◆ **Stated task**
Copy each line of the data below with the word "styles".

◆ **Supplied material**
--------------------------------

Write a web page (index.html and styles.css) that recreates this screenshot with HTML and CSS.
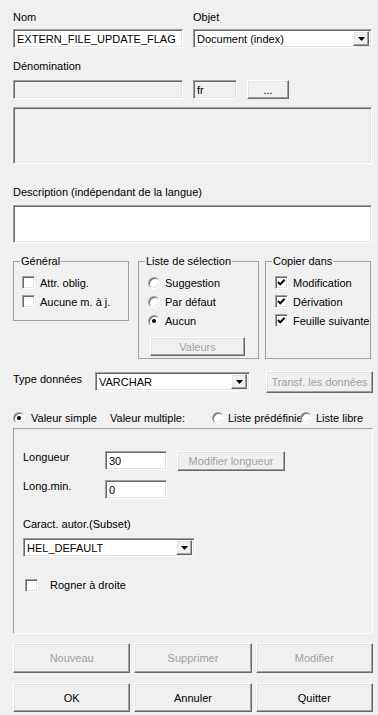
FILE: index.html
```html
<!DOCTYPE html>
<html lang="fr">
<head>
  <meta charset="UTF-8">
  <title>Attribut</title>
  <link rel="stylesheet" href="styles.css">
</head>
<body>
  <div class="dialog">
    <div class="row-top">
      <div class="col-name">
        <div class="lbl">Nom</div>
        <div class="edit sunken field-top">EXTERN_FILE_UPDATE_FLAG</div>
      </div>
      <div class="col-obj">
        <div class="lbl">Objet</div>
        <div class="combo sunken field-top">
          <span class="combo-text">Document (index)</span>
          <span class="combo-btn raised"><svg width="7" height="4" viewBox="0 0 7 4"><polygon points="0,0 7,0 3.5,4" fill="#000"/></svg></span>
        </div>
      </div>
    </div>

    <div class="lbl lbl-denom">Dénomination</div>
    <div class="row-denom">
      <div class="edit sunken readonly w-denom"></div>
      <div class="edit sunken readonly w-lang">fr</div>
      <div class="btn raised w-dots">...</div>
    </div>
    <div class="sunken readonly memo"></div>

    <div class="lbl lbl-desc">Description (indépendant de la langue)</div>
    <div class="edit sunken desc"></div>

    <div class="groups">
      <fieldset class="group group--general">
        <legend>Général</legend>
        <div class="opts opts--general">
          <div class="opt"><span class="check sunken"></span><span class="opt-text">Attr. oblig.</span></div>
          <div class="opt"><span class="check sunken"></span><span class="opt-text">Aucune m. à j.</span></div>
        </div>
      </fieldset>
      <fieldset class="group group--list">
        <legend>Liste de sélection</legend>
        <div class="opts">
          <div class="opt"><span class="radio"></span><span class="opt-text opt-text--radio">Suggestion</span></div>
          <div class="opt"><span class="radio"></span><span class="opt-text opt-text--radio">Par défaut</span></div>
          <div class="opt"><span class="radio"><span class="dot"></span></span><span class="opt-text opt-text--radio">Aucun</span></div>
          <div class="btn raised disabled btn-values">Valeurs</div>
        </div>
      </fieldset>
      <fieldset class="group group--copy">
        <legend>Copier dans</legend>
        <div class="opts">
          <div class="opt"><span class="check sunken"><svg width="11" height="11" viewBox="0 0 11 11"><polyline points="2,5 4.2,7.4 8.6,2.8" fill="none" stroke="#000" stroke-width="2"/></svg></span><span class="opt-text">Modification</span></div>
          <div class="opt"><span class="check sunken"><svg width="11" height="11" viewBox="0 0 11 11"><polyline points="2,5 4.2,7.4 8.6,2.8" fill="none" stroke="#000" stroke-width="2"/></svg></span><span class="opt-text">Dérivation</span></div>
          <div class="opt"><span class="check sunken"><svg width="11" height="11" viewBox="0 0 11 11"><polyline points="2,5 4.2,7.4 8.6,2.8" fill="none" stroke="#000" stroke-width="2"/></svg></span><span class="opt-text">Feuille suivante</span></div>
        </div>
      </fieldset>
    </div>

    <div class="type-row">
      <div class="lbl type-lbl">Type données</div>
      <div class="combo sunken type-combo">
        <span class="combo-text">VARCHAR</span>
        <span class="combo-btn raised"><svg width="7" height="4" viewBox="0 0 7 4"><polygon points="0,0 7,0 3.5,4" fill="#000"/></svg></span>
      </div>
      <div class="btn raised disabled btn-transf">Transf. les données</div>
    </div>

    <div class="mode-row">
      <div class="mode mode--simple"><span class="radio"><span class="dot"></span></span><span class="mode-text mode-text--first">Valeur simple</span></div>
      <div class="mode mode--label">Valeur multiple:</div>
      <div class="mode mode--predef"><span class="radio"></span><span class="mode-text">Liste prédéfinie</span></div>
      <div class="mode"><span class="radio"></span><span class="mode-text">Liste libre</span></div>
    </div>

    <div class="panel">
      <div class="len-row">
        <div class="lbl len-lbl">Longueur</div>
        <div class="edit sunken len-edit">30</div>
        <div class="btn raised disabled btn-len">Modifier longueur</div>
      </div>
      <div class="len-row len-row--min">
        <div class="lbl len-lbl">Long.min.</div>
        <div class="edit sunken len-edit">0</div>
      </div>
      <div class="lbl lbl-subset">Caract. autor.(Subset)</div>
      <div class="combo sunken subset-combo">
        <span class="combo-text">HEL_DEFAULT</span>
        <span class="combo-btn raised"><svg width="7" height="4" viewBox="0 0 7 4"><polygon points="0,0 7,0 3.5,4" fill="#000"/></svg></span>
      </div>
      <div class="trim-row">
        <span class="check sunken"></span>
        <span class="trim-text">Rogner à droite</span>
      </div>
    </div>

    <div class="actions">
      <div class="btn raised disabled act act--top">Nouveau</div>
      <div class="btn raised disabled act act--top">Supprimer</div>
      <div class="btn raised disabled act act--top">Modifier</div>
      <div class="btn raised act">OK</div>
      <div class="btn raised act">Annuler</div>
      <div class="btn raised act">Quitter</div>
    </div>
  </div>
</body>
</html>
```

FILE: styles.css
```css
* {
  box-sizing: border-box;
}

body {
  margin: 0;
  background: #f0f0f0;
  font: 11px "Liberation Sans", Arial, sans-serif;
  color: #000;
}

.dialog {
  width: 378px;
  height: 715px;
  padding: 11px 5px 0 13px;
  overflow: hidden;
}

.lbl {
  height: 13px;
  line-height: 13px;
  white-space: nowrap;
}

/* classic 3d borders */
.sunken {
  border: 1px solid;
  border-color: #a0a0a0 #fff #fff #a0a0a0;
  box-shadow: inset 1px 1px 0 #696969, inset -1px -1px 0 #e3e3e3;
}

.raised {
  border: 1px solid;
  border-color: #fff #696969 #696969 #fff;
  box-shadow: inset -1px -1px 0 #a0a0a0, inset 1px 1px 0 #e3e3e3;
  background: #f0f0f0;
}

.edit {
  height: 19px;
  padding: 0 3px;
  background: #fff;
  display: flex;
  align-items: center;
  white-space: nowrap;
  overflow: hidden;
}

.readonly {
  background: #f0f0f0;
}

.btn {
  display: flex;
  align-items: center;
  justify-content: center;
  white-space: nowrap;
}

.btn.disabled {
  color: #a0a0a0;
}

.combo {
  height: 19px;
  padding: 2px;
  background: #fff;
  display: flex;
  align-items: center;
}

.combo-text {
  flex: 1;
  padding-left: 1px;
  white-space: nowrap;
}

.combo-btn {
  width: 16px;
  height: 15px;
  display: flex;
  align-items: center;
  justify-content: center;
}

/* top block */
.row-top {
  display: flex;
  gap: 10px;
}

.col-name {
  width: 170px;
}

.col-obj {
  width: 179px;
}

.field-top {
  margin-top: 5px;
}

.lbl-denom {
  margin-top: 12px;
}

.row-denom {
  display: flex;
  margin-top: 7px;
}

.w-denom {
  width: 170px;
}

.w-lang {
  width: 44px;
  margin-left: 10px;
}

.w-dots {
  width: 42px;
  height: 19px;
  margin-left: 10px;
}

.memo {
  width: 359px;
  height: 57px;
  margin-top: 8px;
}

.lbl-desc {
  margin-top: 22px;
}

.desc {
  width: 359px;
  height: 38px;
  margin-top: 6px;
}

/* group boxes */
.groups {
  display: flex;
  align-items: flex-start;
  margin-top: 12px;
}

.group {
  margin: 0;
  padding: 0;
  border: 1px solid #a0a0a0;
  min-width: 0;
}

.group legend {
  margin-left: 6px;
  padding: 0 1px;
  line-height: 13px;
}

.group--general {
  width: 116px;
  height: 66px;
}

.group--list {
  width: 121px;
  height: 104px;
  margin-left: 9px;
}

.group--copy {
  width: 106px;
  height: 104px;
  margin-left: 6px;
  overflow: hidden;
}

.opts {
  padding: 5px 0 0 9px;
}

.opts--general {
  padding-left: 8px;
}

.opt {
  height: 19px;
  display: flex;
  align-items: center;
  white-space: nowrap;
}

.opt-text {
  margin-left: 5px;
}

.opt-text--radio {
  margin-left: 5px;
}

.check {
  width: 13px;
  height: 13px;
  flex: none;
  background: #fff;
  display: flex;
}

.radio {
  width: 12px;
  height: 12px;
  flex: none;
  border-radius: 50%;
  background: #fff;
  border: 1px solid;
  border-color: #a0a0a0 #fff #fff #a0a0a0;
  box-shadow: inset 1px 1px 0 #696969, inset -1px -1px 0 #e3e3e3;
  display: flex;
  align-items: center;
  justify-content: center;
}

.dot {
  width: 4px;
  height: 4px;
  border-radius: 50%;
  background: #000;
}

.btn-values {
  width: 95px;
  height: 19px;
  margin: 7px 0 0 2px;
}

/* data type */
.type-row {
  display: flex;
  align-items: flex-start;
  height: 22px;
  margin-top: 12px;
}

.type-lbl {
  width: 82px;
  margin-top: 2px;
}

.type-combo {
  width: 155px;
  margin-top: 1px;
}

.btn-transf {
  width: 107px;
  height: 22px;
  margin-left: 16px;
}

.mode-row {
  display: flex;
  height: 19px;
  margin-top: 15px;
}

.mode {
  display: flex;
  align-items: center;
  white-space: nowrap;
}

.mode--simple {
  width: 97px;
}

.mode--label {
  width: 102px;
}

.mode--predef {
  width: 88px;
}

.mode-text {
  margin-left: 4px;
}

.mode-text--first {
  margin-left: 6px;
}

/* value panel */
.panel {
  width: 360px;
  height: 206px;
  margin-top: 1px;
  padding: 22px 0 0 9px;
  border: 1px solid;
  border-color: #a0a0a0 #fff #fff #a0a0a0;
}

.len-row {
  display: flex;
  align-items: flex-start;
  height: 20px;
}

.len-row--min {
  height: 19px;
  margin-top: 9px;
}

.len-lbl {
  width: 82px;
}

.len-edit {
  width: 62px;
}

.btn-len {
  width: 108px;
  height: 20px;
  margin-left: 10px;
}

.lbl-subset {
  margin-top: 19px;
}

.subset-combo {
  width: 172px;
  margin-top: 7px;
}

.trim-row {
  display: flex;
  align-items: center;
  height: 16px;
  margin-top: 20px;
  padding-left: 2px;
}

.trim-text {
  margin-left: 12px;
}

/* bottom buttons */
.actions {
  display: grid;
  grid-template-columns: repeat(3, 1fr);
  grid-template-rows: 30px 29px;
  column-gap: 4px;
  row-gap: 10px;
  width: 360px;
  margin-top: 9px;
}
```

--------------------------------

◆ **Full output**
Write a web page (index.html and styles.css) that recreates this screenshot with HTML and CSS.
  <link rel="stylesheet" href="styles.css">
FILE: styles.css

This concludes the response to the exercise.